Interred With Their Bones
- First U.S. edition cover
- Author: Jennifer Lee Carrell
- Publisher: Plume (US) Sphere, (UK)
- Publication place: United States United Kingdom
- Pages: 416 (U.S. paperback) 480 (UK paperback)
- ISBN: 0-452-28989-0 (US) / 0751540358 (UK)
- Followed by: Haunt Me Still

= Interred with Their Bones =

Book by Jennifer Lee Carrell

Interred With Their Bones is a novel by Jennifer Lee Carrell published in 2007. It was published in the United Kingdom as The Shakespeare Secret. The novel's plot and structure have been compared to The Da Vinci Code.
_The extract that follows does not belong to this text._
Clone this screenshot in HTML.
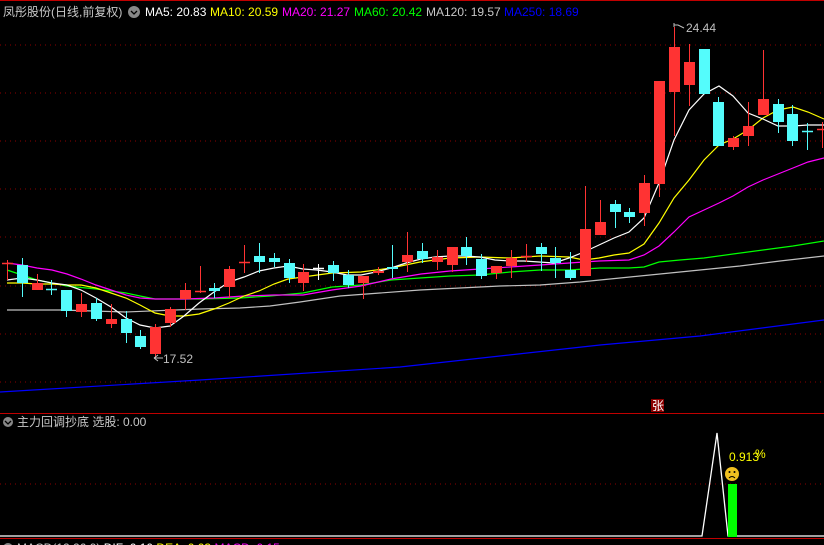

Its success led to a sequel, Haunt Me Still (UK: The Shakespeare Curse), about the further adventures of the heroine Kate Stanley.

==Plot==
On the eve of a production of Hamlet at Shakespeare's Globe, Shakespeare scholar and theater director Kate Stanley’s eccentric mentor, Harvard Professor Roz Howard, gives her a mysterious box, claiming to have made a groundbreaking discovery. But before she can reveal it to Kate, the Globe burns to the ground and Roz is found dead, murdered precisely in the manner of Hamlet’s father. Inside the box Kate finds the first piece in a Shakespearean puzzle, setting her on a deadly, high-stakes treasure hunt.

==Historical background==
The novel draws heavily on Shakespeare authorship theories, notably Oxfordian theory and Derbyite theory. The author’s note appended to the book explains the historical information used and the ways in which the real-life story of Delia Bacon and of the lost play Cardenio has been incorporated into the narrative. She also draws on her own research on the influence of Shakespeare in the old west.